SKROCKI: The gnarlier day on Lake Michigan or throughout the Great Lakes…typically the better surf.
WANSCHURA: I interviewed Ella in a beach parking lot as she geared up to surf Lake Michigan. A thick neoprene suit, gloves, boots, a hood – layers of dedication.
SKROCKI: Now I just gotta squeeze my arms in here. Are you going to join me?
WANSCHURA: No, not today. Maybe next August.
SKROCKI: Yeah, mid-July maybe.
WANSCHURA: Ella spends hours studying radar and weather forecasts pinpointing the best spot to jump in the lake.
SKROCKI: Great Lakes are definitely my favorite place to surf. I've been in tropical paradises in bikinis, and it's awesome and wonderful. But the days like this when it's windy and rainy and crazy – it's kind of all part of the adventure.”
WANSCHURA: Then she grabs her board, braces herself for the waves and plunges into the water.
It takes some real grit to battle the weather like lake surfers do. But it’s not just surfers that come to the beach this time of year. Photographer Brad Reed dreams of days like this.
BRAD REED: You know, laying in bed the night before a storm when we can't sleep, we’re thinking where on the beach is going to be a good spot. What’s a new, creative angle we haven’t tried. We’re building pictures in our head. That makes us much more efficient when we get out and we’re doing the actual shooting because we’ve done a lot of the hard part in our head already.
WANSCHURA: This is Points North. A show about the land, water, and inhabitants of the Upper Great Lakes. I’m Dan Wanschura.
Today on the show, we’re sticking with the windy weather theme, digging into our archives for a story about two Michigan photographers – a father and son.
They’ve been braving the harshest Great Lakes weather for years trying to get the perfect shot.
(sound of wind)
WANSCHURA: Brad Reed compares storm photography to extreme skiing.
BRAD REED: The times we’ve skied double or triple black diamond bowls in Colorado, and taken the t-bar up, hiked farther up the mountain with our skis on our back and skied down a bowl, it’s the same kind of rush shooting a true Lake Michigan gale.
WANSCHURA: Brad and his dad Todd, own a photo gallery in Ludington. They keep their trucks loaded up all the time with camera gear, so they're ready to go out at a moment's notice.
(sound of truck accelerating)
Today they're heading south to photograph a November storm at Grand Haven State Park, where the forecast is calling for waves of 15 feet or more.
The father–son team hopes to capture some giant waves crashing over the lighthouse on the end of the pier.
But they also need what they call magic lighting when that big wave does hit. That's what makes the detail, the contrast, the highlights, and the shadows just pop.
BRAD REED: Magic light is hard to describe, but one of the best ways to describe it is hyper definition. And if you took a TV from 1980 and you could compare it to a HD, flat screen today – that is kind of what we would see today.

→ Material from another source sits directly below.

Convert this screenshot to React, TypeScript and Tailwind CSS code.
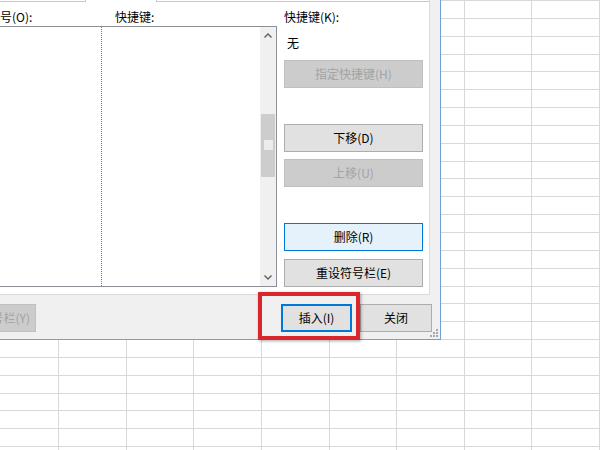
import React from 'react';

const font = { fontFamily: '"Noto Sans CJK SC", "Noto Sans", sans-serif' };

const rows = Array.from({ length: 27 });
const cols = Array.from({ length: 10 });

const Btn: React.FC<{ label: string; kind?: 'normal' | 'disabled' | 'hover' | 'focus'; className?: string }> = ({
  label,
  kind = 'normal',
  className = '',
}) => {
  const look =
    kind === 'disabled'
      ? 'bg-[#cccccc] border border-[#bfbfbf] text-[#a3a3a3]'
      : kind === 'hover'
        ? 'bg-[#e5f1fb] border border-[#0078d7] text-black'
        : kind === 'focus'
          ? 'bg-[#e1e1e1] border-2 border-[#0078d7] text-black'
          : 'bg-[#e1e1e1] border border-[#adadad] text-black';
  return (
    <div className={`h-[28px] flex items-center justify-center text-[12px] leading-[16px] ${look} ${className}`}>
      {label}
    </div>
  );
};

const Chevron: React.FC<{ up?: boolean }> = ({ up }) => (
  <svg width="8" height="5" viewBox="0 0 8 5">
    <polyline
      points={up ? '0.5,4.5 4,1 7.5,4.5' : '0.5,0.5 4,4 7.5,0.5'}
      fill="none"
      stroke="#606060"
      strokeWidth="1.4"
    />
  </svg>
);

export default function App() {
  return (
    <div className="relative w-[600px] h-[450px] overflow-hidden bg-white" style={font}>
      {/* sheet grid behind the dialog */}
      <div className="absolute left-[-8.3px] top-[-16.85px] flex flex-col">
        {rows.map((_, r) => (
          <div key={r} className="flex h-[17.85px]">
            {cols.map((_, c) => (
              <div key={c} className="w-[67.57px] h-full border-r border-b border-[#d9d9d9]" />
            ))}
          </div>
        ))}
      </div>

      {/* dialog */}
      <div className="absolute left-0 top-0 w-[441px] h-[340px] bg-[#f0f0f0] border-r border-b border-[#6fa0d8] flex flex-col">
        <div className="w-[430px] h-[295px] bg-white border-r border-b border-[#dadada] flex flex-col">
          <div className="h-[2px] flex">
            <div className="w-[86px] border-b border-r border-[#c8c8c8]" />
            <div className="ml-[70px] flex-1 border-b border-l border-[#c8c8c8]" />
          </div>
          <div className="flex">
            <div className="w-[277px] flex flex-col">
              <div className="mt-[7px] h-[16px] flex text-[12px] leading-[16px] text-black">
                <span className="w-[115px]">号(O):</span>
                <span>快捷键:</span>
              </div>
              <div className="mt-[1px] ml-[-2px] w-[279px] h-[261px] border border-[#8c8f96] flex">
                <div className="w-[103px] h-full border-r border-dotted border-[#7a7a7a]" />
                <div className="flex-1" />
                <div className="w-[16px] h-full bg-[#f0f0f0] flex flex-col">
                  <div className="h-[17px] flex items-center justify-center">
                    <Chevron up />
                  </div>
                  <div className="mt-[70px] h-[63px] mx-[1px] bg-[#cdcdcd] flex flex-col items-center">
                    <div className="mt-[26px] w-[9px] h-[10px] bg-[#ececec]" />
                  </div>
                  <div className="flex-1" />
                  <div className="h-[17px] flex items-center justify-center">
                    <Chevron />
                  </div>
                </div>
              </div>
            </div>
            <div className="ml-[7px] w-[139px] flex flex-col text-[12px] leading-[16px] text-black">
              <div className="mt-[7px] h-[16px]">快捷键(K):</div>
              <div className="mt-[10px] h-[16px] pl-[3px]">无</div>
              <Btn label="指定快捷键(H)" kind="disabled" className="mt-[9px]" />
              <Btn label="下移(D)" className="mt-[36px]" />
              <Btn label="上移(U)" kind="disabled" className="mt-[7px]" />
              <Btn label="删除(R)" kind="hover" className="mt-[36px]" />
              <Btn label="重设符号栏(E)" className="mt-[8px]" />
            </div>
          </div>
        </div>

        {/* footer buttons */}
        <div className="flex mt-[9px]">
          <div className="ml-[-60px] w-[96px] h-[28px] bg-[#cccccc] border border-[#bfbfbf] text-[#a3a3a3] text-[12px] leading-[16px] flex items-center justify-end pr-[5px]">
            符号栏(Y)
          </div>
          <Btn label="插入(I)" kind="focus" className="ml-[245px] w-[71px]" />
          <Btn label="关闭" className="ml-[8px] w-[72px]" />
        </div>

        {/* resize grip */}
        <svg className="absolute right-[2px] bottom-[2px]" width="8" height="8" viewBox="0 0 8 8">
          <rect x="6" y="0" width="2" height="2" fill="#a8a8a8" />
          <rect x="3" y="3" width="2" height="2" fill="#a8a8a8" />
          <rect x="6" y="3" width="2" height="2" fill="#a8a8a8" />
          <rect x="0" y="6" width="2" height="2" fill="#a8a8a8" />
          <rect x="3" y="6" width="2" height="2" fill="#a8a8a8" />
          <rect x="6" y="6" width="2" height="2" fill="#a8a8a8" />
        </svg>
      </div>

      {/* red highlight */}
      <div className="absolute left-[258px] top-[292px] w-[102px] h-[48px] border-4 border-[#d7262c] shadow-[1px_1px_3px_rgba(0,0,0,0.35)]" />
    </div>
  );
}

When we get to the beach, it'll probably be very flat and look like a 1980 TV, but if we get that storm light where it's raining and stormy, but then the sun comes out it will look instantaneously – with no tricks, no Photoshop – It will look like a modern day HD TV.
(sound of wind)
WANSCHURA: Y'all set?
BRAD REED: Ready to rock. WANSCHURA: All right.
BRAD REED: That looks cold.
WANSCHURA: It does, doesn't it?
TODD REED: Gotta love it. WANSCHURA: Now one of the things that is most striking about Todd and Brad is just the sheer size of the lenses that they use. While they're busy photographing the storm as it comes in from Lake Michigan, other people there end up taking photos of them and their cameras.

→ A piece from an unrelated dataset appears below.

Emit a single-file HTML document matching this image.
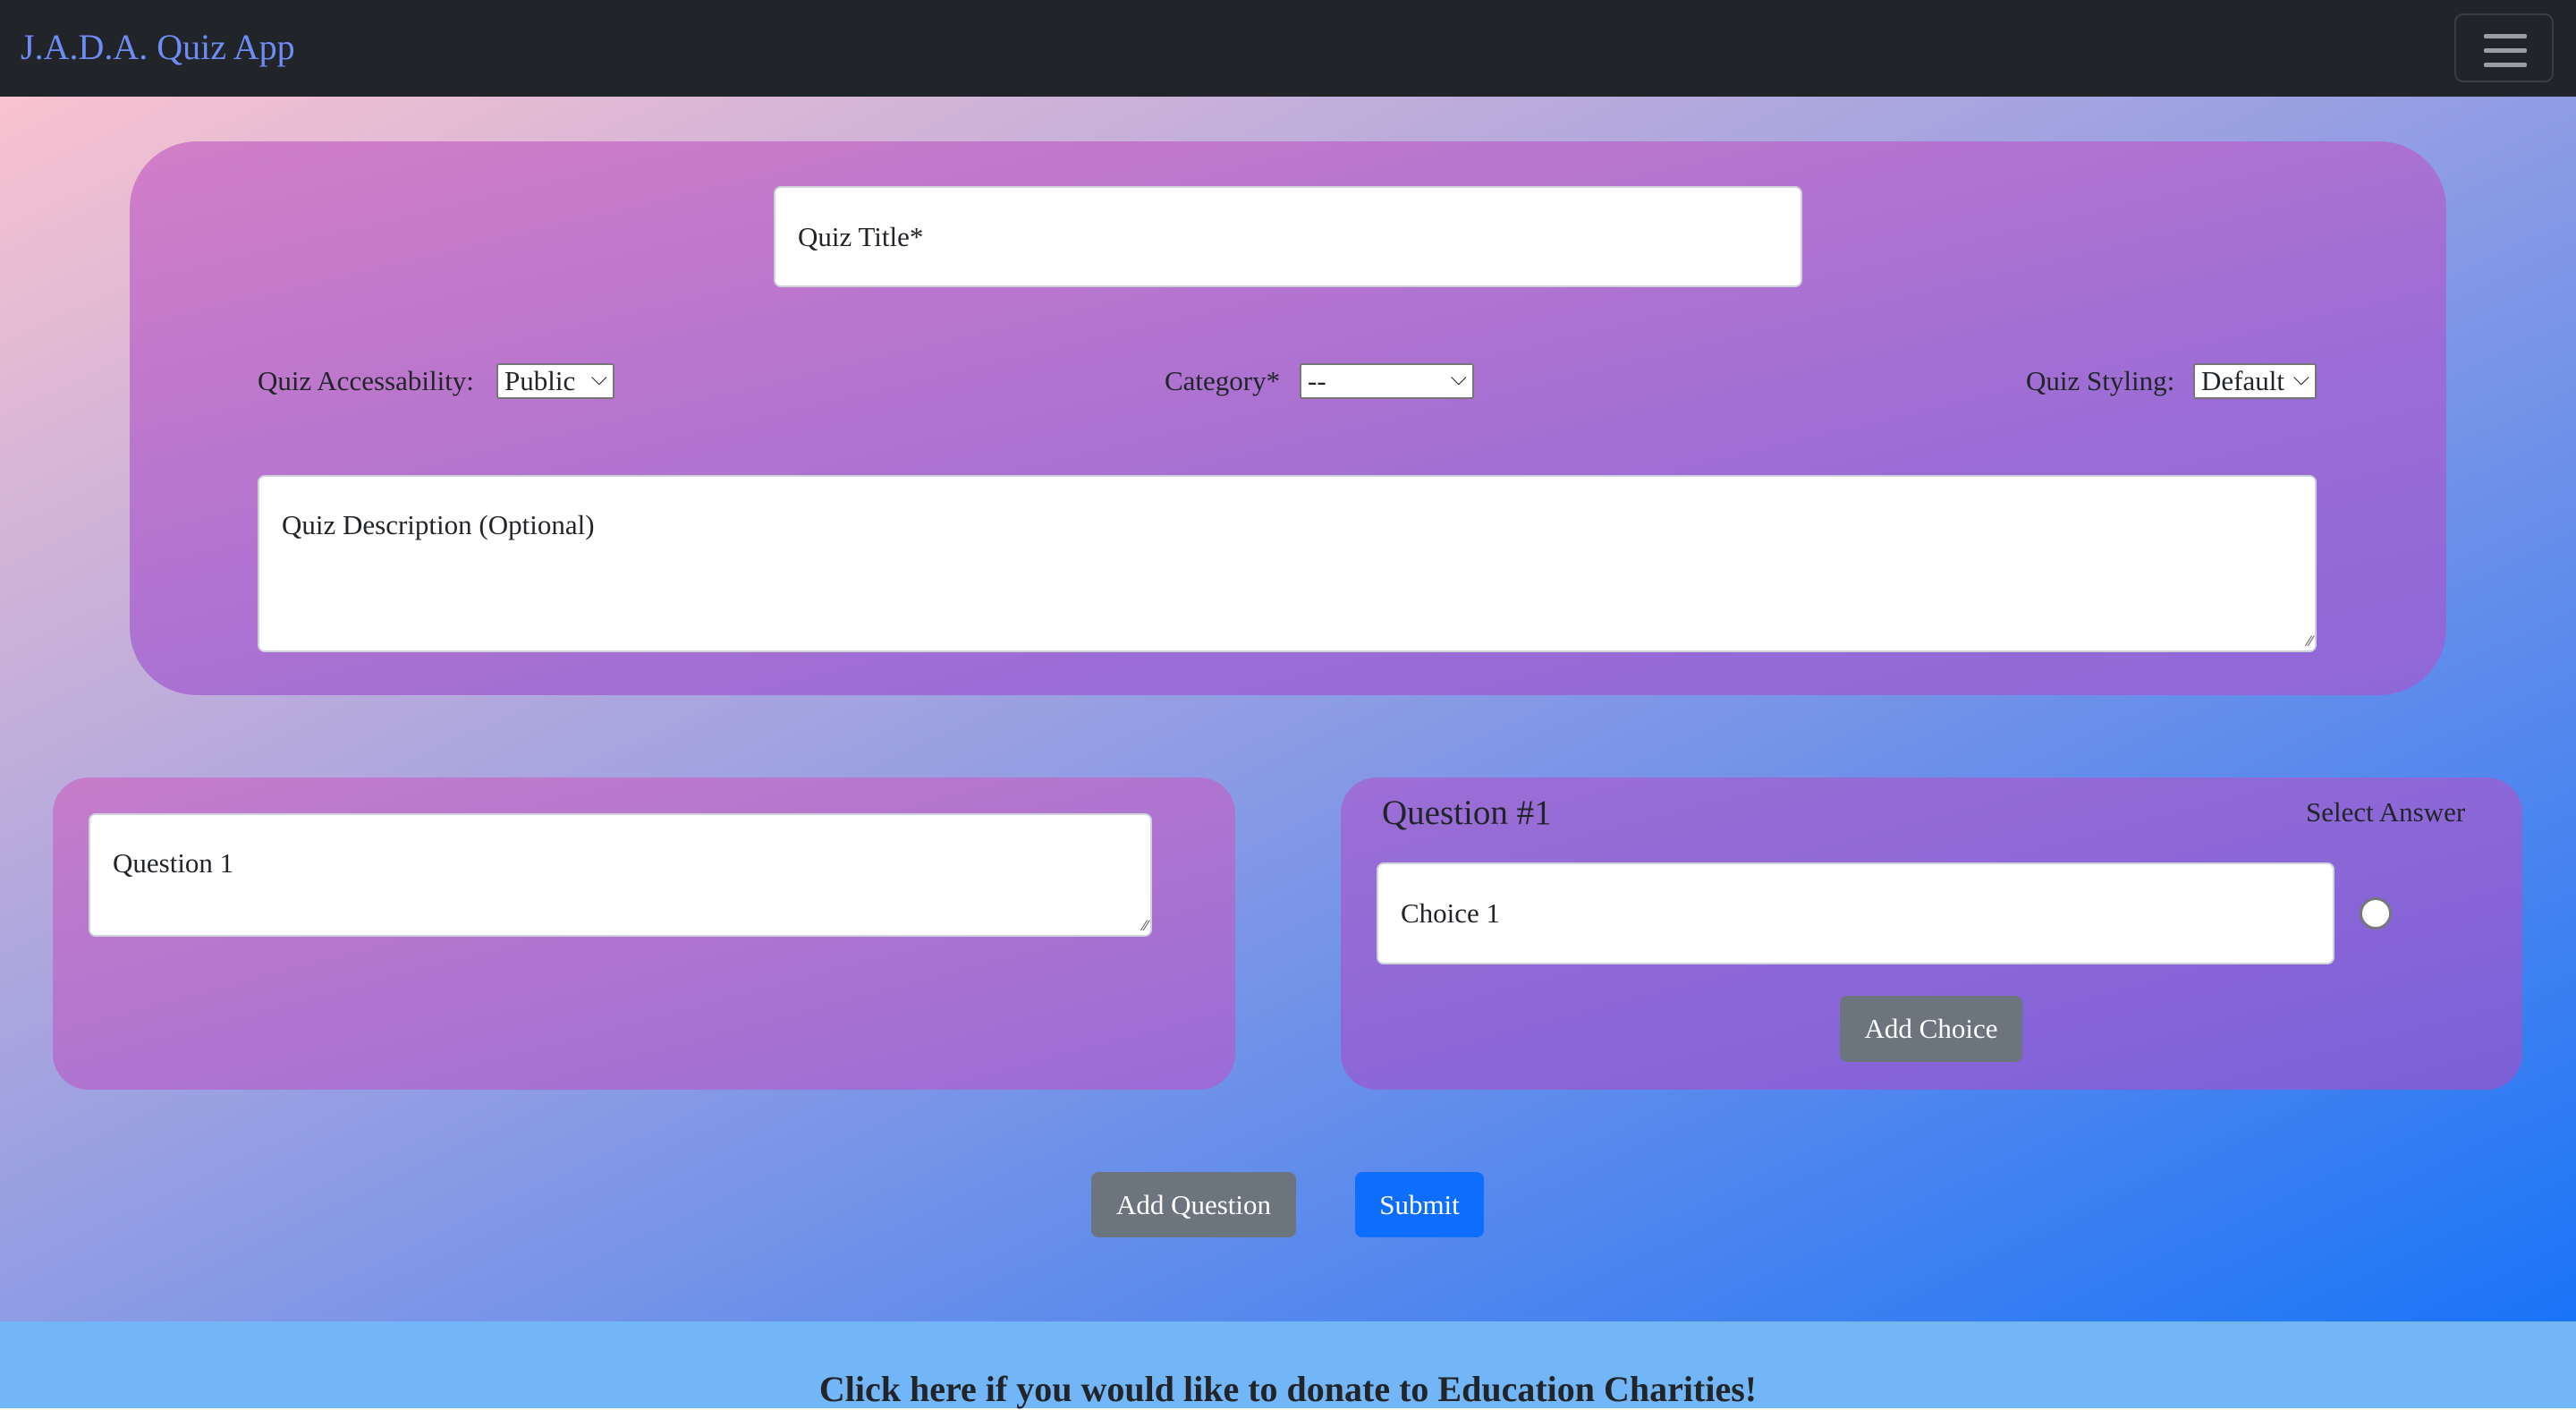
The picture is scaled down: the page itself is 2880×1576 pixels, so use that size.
<!DOCTYPE html>
<html><head><meta charset="utf-8"><style>
*{box-sizing:border-box;margin:0;padding:0}
body{width:2880px;height:1574px;overflow:hidden;font-family:"Liberation Serif",serif;color:#212529;position:relative}
.nav{position:absolute;left:0;top:0;width:2880px;height:108px;background:#212529}
.brand{position:absolute;left:23px;top:29px;font-size:40px;color:#6f8cf4}
.tog{position:absolute;left:2744px;top:15px;width:111px;height:77px;border:2px solid #3a3e44;border-radius:10px}
.tog i{position:absolute;left:31px;width:48px;height:5px;border-radius:2px;background:#9a9da1}
.bg{position:absolute;left:0;top:108px;width:2880px;height:1369px;background:linear-gradient(to bottom right,#f9c2d0,#9aa0e2 45%,#1a74f7)}
.foot{position:absolute;left:0;top:1477px;width:2880px;height:97px;background:#73b6f7;text-align:center;font-weight:bold;font-size:40px;padding-top:52px}
.card{position:absolute}
.inp{position:absolute;background:#fff;border:2px solid #ced4da;border-radius:8px;font-size:31px;padding-left:25px}
.grip{position:absolute;right:3px;bottom:1px;font-size:16px;color:#666;font-family:"DejaVu Sans",sans-serif}
.lab{position:absolute;font-size:31px;line-height:40px}
.sel{position:absolute;background:#fff;border:2px solid #767676;border-radius:3px;font-size:31px;line-height:36px;padding-left:7px}
.sel:after{content:"⌵";position:absolute;right:6px;top:-4px;font-size:24px;font-family:"DejaVu Sans",sans-serif}
.btn{position:absolute;color:#fff;font-size:31px;border-radius:8px;text-align:center}
</style></head><body>
<div class="nav"><div class="brand">J.A.D.A. Quiz App</div>
<div class="tog"><i style="top:21px"></i><i style="top:37px"></i><i style="top:53px"></i></div></div>
<div class="bg"></div>
<div class="card" style="left:145px;top:158px;width:2590px;height:619px;border-radius:75px;background:linear-gradient(to bottom right,#d27ec7,#9a6cd6 70%,#9067d8)"></div>
<div class="inp" style="left:865px;top:208px;width:1150px;height:113px;line-height:109px">Quiz Title*</div>
<div class="lab" style="left:288px;top:406px">Quiz Accessability:</div>
<div class="sel" style="left:555px;top:406px;width:132px;height:40px">Public</div>
<div class="lab" style="left:1302px;top:406px">Category*</div>
<div class="sel" style="left:1453px;top:406px;width:195px;height:40px">--</div>
<div class="lab" style="left:2265px;top:406px">Quiz Styling:</div>
<div class="sel" style="left:2452px;top:406px;width:138px;height:40px">Default</div>
<div class="inp" style="left:288px;top:531px;width:2302px;height:198px;padding-top:36px">Quiz Description (Optional)<span class="grip">⁄⁄</span></div>
<div class="card" style="left:59px;top:869px;width:1322px;height:349px;border-radius:40px;background:linear-gradient(to bottom right,#c57dca,#9a6cd6)"></div>
<div class="inp" style="left:99px;top:909px;width:1189px;height:138px;padding-top:36px">Question 1<span class="grip">⁄⁄</span></div>
<div class="card" style="left:1499px;top:869px;width:1321px;height:349px;border-radius:40px;background:linear-gradient(to bottom right,#9d6ed6,#7c60d8)"></div>
<div class="lab" style="left:1545px;top:884px;font-size:39px;line-height:50px">Question #1</div>
<div class="lab" style="left:2578px;top:888px">Select Answer</div>
<div class="inp" style="left:1539px;top:964px;width:1071px;height:114px;line-height:110px">Choice 1</div>
<div style="position:absolute;left:2638px;top:1003px;width:36px;height:36px;border-radius:50%;background:#fff;border:3px solid #777"></div>
<div class="btn" style="left:2057px;top:1113px;width:204px;height:74px;line-height:74px;background:#6c757d">Add Choice</div>
<div class="btn" style="left:1220px;top:1310px;width:229px;height:73px;line-height:73px;background:#6c757d">Add Question</div>
<div class="btn" style="left:1515px;top:1310px;width:144px;height:73px;line-height:73px;background:#0d6efd">Submit</div>
<div class="foot">Click here if you would like to donate to Education Charities!</div>
</body></html>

TODD REED: The sky is beginning to look a lot more like November. This is definitely still brewing, you know. It's really gonna get gnarly.
WANSCHURA: Once out on the beach, Todd sets up right at the edge of the water. He estimates the winds are gusting up to about 45 miles an hour
TODD REED: When the wind gets this strong, one of the things that we try to do is get as close to the water as we can without being in danger. The reason for that is if we can get to where the water's already wet, we don't tend to get sandblasted because that, that, that sand is wet. It's not blowing as much in the air.
(sound of camera shutter)
BRAD REED: Notice the wind just picked up five to 10 miles an hour, just all of a sudden. The waves are already showing that.

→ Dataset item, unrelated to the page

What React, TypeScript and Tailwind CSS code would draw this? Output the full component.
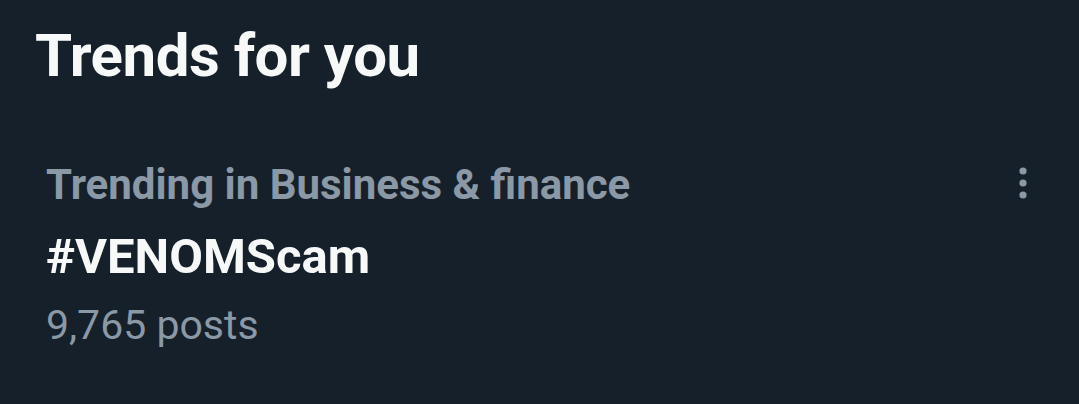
const App = () => {
  return (
    <div
      className="w-[1079px] h-[404px] bg-[#15202b] overflow-hidden"
      style={{ fontFamily: 'Roboto, "Liberation Sans", sans-serif' }}
    >
      <div className="pl-[35px] pt-[22px]">
        <h2 className="text-[60px] leading-[68px] font-bold text-[#f7f9f9] tracking-[-0.5px]">
          Trends for you
        </h2>
      </div>
      <div className="flex flex-row justify-between pl-[46px] pr-[49px] pt-[71px]">
        <div className="flex flex-col">
          <span className="text-[42px] leading-[48px] font-bold text-[#8b98a5]">
            Trending in Business &amp; finance
          </span>
          <span className="mt-[18px] text-[49px] leading-[60px] font-bold text-[#f7f9f9]">
            #VENOMScam
          </span>
          <span className="mt-[13px] text-[41px] leading-[50px] text-[#8b98a5]">
            9,765 posts
          </span>
        </div>
        <svg width="14" height="36" viewBox="0 0 14 36" className="mt-[4px]">
          <circle cx="7" cy="6" r="3.6" fill="#8b98a5" />
          <circle cx="7" cy="18" r="3.6" fill="#8b98a5" />
          <circle cx="7" cy="30" r="3.6" fill="#8b98a5" />
        </svg>
      </div>
    </div>
  );
};

export default App;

(sounds of camera shutter)
BRAD REED: That was the biggest one yet?
WANSCHURA: It takes a couple of hours for the lighting conditions to improve, and Brad is constantly wiping off the rain droplets from his lens, so he's always ready to go.
BRAD REED: Now look how much better the light is now than one minute ago.
WANSCHURA: So what changed?
BRAD REED: Just the clouds opened up and it just got a little brighter and the light is reflecting off the water and back up onto the side of that lighthouse, and then the tips of the waves, the white parts of the waves are starting to glow a little bit.
TODD REED: To me, it's good right now.
BRAD REED: It's getting really good right now.
WANSCHURA: Then just like that, the magic light disappears behind cloud cover once again. It literally lasted just a matter of minutes.
BRAD REED: You can see how quickly it changes.
BRAD REED: It was really dynamic there for just a few seconds or, a minute and then it died. And it's still beautiful if you hadn't seen what we saw a few minutes ago. But comparatively, this is boring. But at least we got it – we got a big wave with it.
WANSCHURA: Todd and Brad pack up shortly after sunset and begin to make their way back to Ludington. All told they spent five hours out in gale-force winds with their cameras today.
TODD REED: What Brad and I really try to achieve when we're making our imagery is to create experiences. We try to make images that people can step right into, that they feel like they're there and that for us is the high ground of our photography.
WANSCHURA: Brad admits he's gonna be drained from this storm-shooting adrenaline rush today. But that's okay because with nearly 800 photos to sort through, he'll be sitting for a while.